--- Begin ---

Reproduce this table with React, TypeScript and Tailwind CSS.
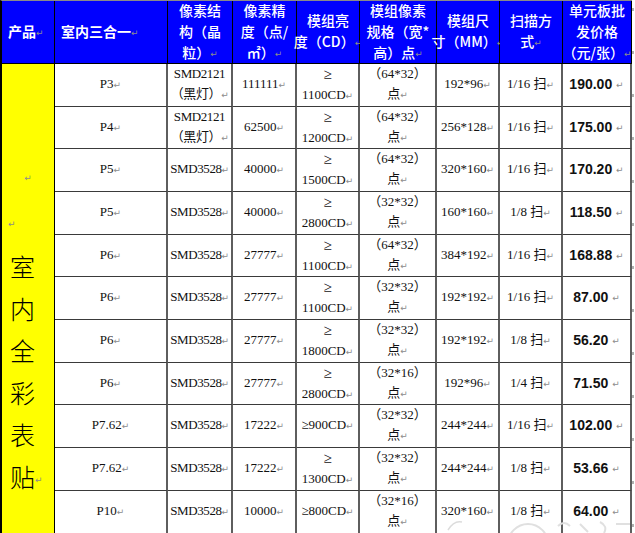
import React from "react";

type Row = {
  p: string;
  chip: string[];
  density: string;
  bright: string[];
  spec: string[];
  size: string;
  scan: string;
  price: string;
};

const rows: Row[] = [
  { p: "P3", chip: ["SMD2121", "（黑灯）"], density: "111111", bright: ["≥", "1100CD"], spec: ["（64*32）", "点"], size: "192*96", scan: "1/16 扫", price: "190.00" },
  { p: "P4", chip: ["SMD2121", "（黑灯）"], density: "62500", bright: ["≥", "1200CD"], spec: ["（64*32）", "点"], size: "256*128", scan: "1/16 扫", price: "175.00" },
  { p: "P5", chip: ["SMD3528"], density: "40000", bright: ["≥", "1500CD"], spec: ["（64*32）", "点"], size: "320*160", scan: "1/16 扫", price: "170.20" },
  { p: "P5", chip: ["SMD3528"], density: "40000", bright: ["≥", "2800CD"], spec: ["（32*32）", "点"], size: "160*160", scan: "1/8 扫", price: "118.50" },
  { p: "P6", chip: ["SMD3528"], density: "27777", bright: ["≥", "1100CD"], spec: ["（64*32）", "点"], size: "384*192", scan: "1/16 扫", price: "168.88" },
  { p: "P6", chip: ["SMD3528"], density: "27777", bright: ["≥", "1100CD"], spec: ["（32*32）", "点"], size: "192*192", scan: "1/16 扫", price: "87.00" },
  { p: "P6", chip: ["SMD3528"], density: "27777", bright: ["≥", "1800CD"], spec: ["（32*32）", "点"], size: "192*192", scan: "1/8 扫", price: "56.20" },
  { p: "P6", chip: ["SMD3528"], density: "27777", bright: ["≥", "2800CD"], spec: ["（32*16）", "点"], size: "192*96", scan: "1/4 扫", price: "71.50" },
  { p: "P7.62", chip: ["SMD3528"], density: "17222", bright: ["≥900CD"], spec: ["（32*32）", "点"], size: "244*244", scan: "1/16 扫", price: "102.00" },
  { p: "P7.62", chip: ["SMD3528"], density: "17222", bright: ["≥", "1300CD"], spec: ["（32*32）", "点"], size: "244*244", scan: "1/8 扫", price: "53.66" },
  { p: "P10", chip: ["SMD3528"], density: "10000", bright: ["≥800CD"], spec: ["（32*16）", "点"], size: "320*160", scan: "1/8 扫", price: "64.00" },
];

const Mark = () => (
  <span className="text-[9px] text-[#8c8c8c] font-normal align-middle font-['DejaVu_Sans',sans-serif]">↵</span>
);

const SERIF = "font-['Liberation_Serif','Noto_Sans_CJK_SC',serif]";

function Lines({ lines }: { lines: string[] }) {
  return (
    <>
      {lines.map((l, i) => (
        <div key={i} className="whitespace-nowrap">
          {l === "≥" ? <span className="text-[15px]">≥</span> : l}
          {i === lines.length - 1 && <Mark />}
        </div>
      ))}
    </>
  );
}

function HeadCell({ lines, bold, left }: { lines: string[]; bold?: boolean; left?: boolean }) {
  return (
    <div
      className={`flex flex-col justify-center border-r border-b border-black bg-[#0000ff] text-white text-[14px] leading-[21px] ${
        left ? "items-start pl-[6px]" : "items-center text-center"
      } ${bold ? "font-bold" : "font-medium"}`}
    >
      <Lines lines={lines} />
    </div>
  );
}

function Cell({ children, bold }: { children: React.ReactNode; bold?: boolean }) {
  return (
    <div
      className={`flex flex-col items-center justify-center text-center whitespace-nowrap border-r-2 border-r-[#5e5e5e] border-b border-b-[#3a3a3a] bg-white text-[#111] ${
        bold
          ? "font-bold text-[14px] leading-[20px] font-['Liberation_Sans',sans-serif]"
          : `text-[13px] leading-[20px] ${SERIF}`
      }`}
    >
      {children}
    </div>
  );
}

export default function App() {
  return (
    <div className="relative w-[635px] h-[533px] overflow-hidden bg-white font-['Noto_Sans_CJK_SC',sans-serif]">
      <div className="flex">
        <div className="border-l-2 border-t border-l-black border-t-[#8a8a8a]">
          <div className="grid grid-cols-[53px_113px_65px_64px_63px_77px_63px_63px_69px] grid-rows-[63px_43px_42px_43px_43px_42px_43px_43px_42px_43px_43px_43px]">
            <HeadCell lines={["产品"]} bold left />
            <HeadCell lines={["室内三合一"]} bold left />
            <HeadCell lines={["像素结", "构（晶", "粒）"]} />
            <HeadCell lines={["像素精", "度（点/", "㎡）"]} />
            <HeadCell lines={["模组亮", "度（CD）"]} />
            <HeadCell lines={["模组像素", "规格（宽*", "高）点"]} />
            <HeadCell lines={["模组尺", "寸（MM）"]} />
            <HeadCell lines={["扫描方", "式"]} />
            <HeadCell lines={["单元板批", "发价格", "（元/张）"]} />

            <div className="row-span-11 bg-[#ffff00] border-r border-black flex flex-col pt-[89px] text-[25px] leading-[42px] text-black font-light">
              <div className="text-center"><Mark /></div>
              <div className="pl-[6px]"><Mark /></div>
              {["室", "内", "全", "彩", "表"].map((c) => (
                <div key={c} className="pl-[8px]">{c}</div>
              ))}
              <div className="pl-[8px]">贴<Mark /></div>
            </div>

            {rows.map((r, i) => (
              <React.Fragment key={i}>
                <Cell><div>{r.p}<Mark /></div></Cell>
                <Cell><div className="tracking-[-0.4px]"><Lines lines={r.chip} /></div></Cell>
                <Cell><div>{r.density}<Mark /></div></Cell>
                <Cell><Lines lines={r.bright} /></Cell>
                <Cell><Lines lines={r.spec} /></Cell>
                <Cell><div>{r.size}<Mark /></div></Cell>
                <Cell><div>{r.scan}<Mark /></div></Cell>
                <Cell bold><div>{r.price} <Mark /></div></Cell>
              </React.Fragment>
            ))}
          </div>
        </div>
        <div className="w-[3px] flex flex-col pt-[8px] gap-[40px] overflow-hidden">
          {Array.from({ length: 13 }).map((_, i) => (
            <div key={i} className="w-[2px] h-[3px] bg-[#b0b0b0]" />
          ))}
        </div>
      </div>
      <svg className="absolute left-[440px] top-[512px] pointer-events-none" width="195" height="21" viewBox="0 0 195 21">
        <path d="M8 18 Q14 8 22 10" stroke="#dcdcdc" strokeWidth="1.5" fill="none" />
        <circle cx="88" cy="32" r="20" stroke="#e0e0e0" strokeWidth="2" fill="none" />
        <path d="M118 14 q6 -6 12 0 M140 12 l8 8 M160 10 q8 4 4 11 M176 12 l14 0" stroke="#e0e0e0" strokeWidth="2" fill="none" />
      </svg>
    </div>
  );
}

--- End ---

Instruction
Write out the full set of lines verbatim, without the pictures.

Final result
Reproduce this table with React, TypeScript and Tailwind CSS.
import React from "react";

type Row = {
  p: string;
  chip: string[];
  density: string;
  bright: string[];
  spec: string[];
  size: string;
  scan: string;
  price: string;
};

const rows: Row[] = [
  { p: "P3", chip: ["SMD2121", "（黑灯）"], density: "111111", bright: ["≥", "1100CD"], spec: ["（64*32）", "点"], size: "192*96", scan: "1/16 扫", price: "190.00" },
  { p: "P4", chip: ["SMD2121", "（黑灯）"], density: "62500", bright: ["≥", "1200CD"], spec: ["（64*32）", "点"], size: "256*128", scan: "1/16 扫", price: "175.00" },
  { p: "P5", chip: ["SMD3528"], density: "40000", bright: ["≥", "1500CD"], spec: ["（64*32）", "点"], size: "320*160", scan: "1/16 扫", price: "170.20" },
  { p: "P5", chip: ["SMD3528"], density: "40000", bright: ["≥", "2800CD"], spec: ["（32*32）", "点"], size: "160*160", scan: "1/8 扫", price: "118.50" },
  { p: "P6", chip: ["SMD3528"], density: "27777", bright: ["≥", "1100CD"], spec: ["（64*32）", "点"], size: "384*192", scan: "1/16 扫", price: "168.88" },
  { p: "P6", chip: ["SMD3528"], density: "27777", bright: ["≥", "1100CD"], spec: ["（32*32）", "点"], size: "192*192", scan: "1/16 扫", price: "87.00" },
  { p: "P6", chip: ["SMD3528"], density: "27777", bright: ["≥", "1800CD"], spec: ["（32*32）", "点"], size: "192*192", scan: "1/8 扫", price: "56.20" },
  { p: "P6", chip: ["SMD3528"], density: "27777", bright: ["≥", "2800CD"], spec: ["（32*16）", "点"], size: "192*96", scan: "1/4 扫", price: "71.50" },
  { p: "P7.62", chip: ["SMD3528"], density: "17222", bright: ["≥900CD"], spec: ["（32*32）", "点"], size: "244*244", scan: "1/16 扫", price: "102.00" },
  { p: "P7.62", chip: ["SMD3528"], density: "17222", bright: ["≥", "1300CD"], spec: ["（32*32）", "点"], size: "244*244", scan: "1/8 扫", price: "53.66" },
  { p: "P10", chip: ["SMD3528"], density: "10000", bright: ["≥800CD"], spec: ["（32*16）", "点"], size: "320*160", scan: "1/8 扫", price: "64.00" },
];

const Mark = () => (
  <span className="text-[9px] text-[#8c8c8c] font-normal align-middle font-['DejaVu_Sans',sans-serif]">↵</span>
);

const SERIF = "font-['Liberation_Serif','Noto_Sans_CJK_SC',serif]";

function Lines({ lines }: { lines: string[] }) {
  return (
    <>
      {lines.map((l, i) => (
        <div key={i} className="whitespace-nowrap">
          {l === "≥" ? <span className="text-[15px]">≥</span> : l}
          {i === lines.length - 1 && <Mark />}
        </div>
      ))}
    </>
  );
}

function HeadCell({ lines, bold, left }: { lines: string[]; bold?: boolean; left?: boolean }) {
  return (
    <div
      className={`flex flex-col justify-center border-r border-b border-black bg-[#0000ff] text-white text-[14px] leading-[21px] ${
        left ? "items-start pl-[6px]" : "items-center text-center"
      } ${bold ? "font-bold" : "font-medium"}`}
    >
      <Lines lines={lines} />
    </div>
  );
}

function Cell({ children, bold }: { children: React.ReactNode; bold?: boolean }) {
  return (
    <div
      className={`flex flex-col items-center justify-center text-center whitespace-nowrap border-r-2 border-r-[#5e5e5e] border-b border-b-[#3a3a3a] bg-white text-[#111] ${
        bold
          ? "font-bold text-[14px] leading-[20px] font-['Liberation_Sans',sans-serif]"
          : `text-[13px] leading-[20px] ${SERIF}`
      }`}
    >
      {children}
    </div>
  );
}

export default function App() {
  return (
    <div className="relative w-[635px] h-[533px] overflow-hidden bg-white font-['Noto_Sans_CJK_SC',sans-serif]">
      <div className="flex">
        <div className="border-l-2 border-t border-l-black border-t-[#8a8a8a]">
          <div className="grid grid-cols-[53px_113px_65px_64px_63px_77px_63px_63px_69px] grid-rows-[63px_43px_42px_43px_43px_42px_43px_43px_42px_43px_43px_43px]">
            <HeadCell lines={["产品"]} bold left />
            <HeadCell lines={["室内三合一"]} bold left />
            <HeadCell lines={["像素结", "构（晶", "粒）"]} />
            <HeadCell lines={["像素精", "度（点/", "㎡）"]} />
            <HeadCell lines={["模组亮", "度（CD）"]} />
            <HeadCell lines={["模组像素", "规格（宽*", "高）点"]} />
            <HeadCell lines={["模组尺", "寸（MM）"]} />
            <HeadCell lines={["扫描方", "式"]} />
            <HeadCell lines={["单元板批", "发价格", "（元/张）"]} />

            <div className="row-span-11 bg-[#ffff00] border-r border-black flex flex-col pt-[89px] text-[25px] leading-[42px] text-black font-light">
              <div className="text-center"><Mark /></div>
              <div className="pl-[6px]"><Mark /></div>
              {["室", "内", "全", "彩", "表"].map((c) => (
                <div key={c} className="pl-[8px]">{c}</div>
              ))}
              <div className="pl-[8px]">贴<Mark /></div>
            </div>

            {rows.map((r, i) => (
              <React.Fragment key={i}>
                <Cell><div>{r.p}<Mark /></div></Cell>
                <Cell><div className="tracking-[-0.4px]"><Lines lines={r.chip} /></div></Cell>
                <Cell><div>{r.density}<Mark /></div></Cell>
                <Cell><Lines lines={r.bright} /></Cell>
                <Cell><Lines lines={r.spec} /></Cell>
                <Cell><div>{r.size}<Mark /></div></Cell>
                <Cell><div>{r.scan}<Mark /></div></Cell>
                <Cell bold><div>{r.price} <Mark /></div></Cell>
              </React.Fragment>
            ))}
          </div>
        </div>
        <div className="w-[3px] flex flex-col pt-[8px] gap-[40px] overflow-hidden">
          {Array.from({ length: 13 }).map((_, i) => (
            <div key={i} className="w-[2px] h-[3px] bg-[#b0b0b0]" />
          ))}
        </div>
      </div>
      <svg className="absolute left-[440px] top-[512px] pointer-events-none" width="195" height="21" viewBox="0 0 195 21">
        <path d="M8 18 Q14 8 22 10" stroke="#dcdcdc" strokeWidth="1.5" fill="none" />
        <circle cx="88" cy="32" r="20" stroke="#e0e0e0" strokeWidth="2" fill="none" />
        <path d="M118 14 q6 -6 12 0 M140 12 l8 8 M160 10 q8 4 4 11 M176 12 l14 0" stroke="#e0e0e0" strokeWidth="2" fill="none" />
      </svg>
    </div>
  );
}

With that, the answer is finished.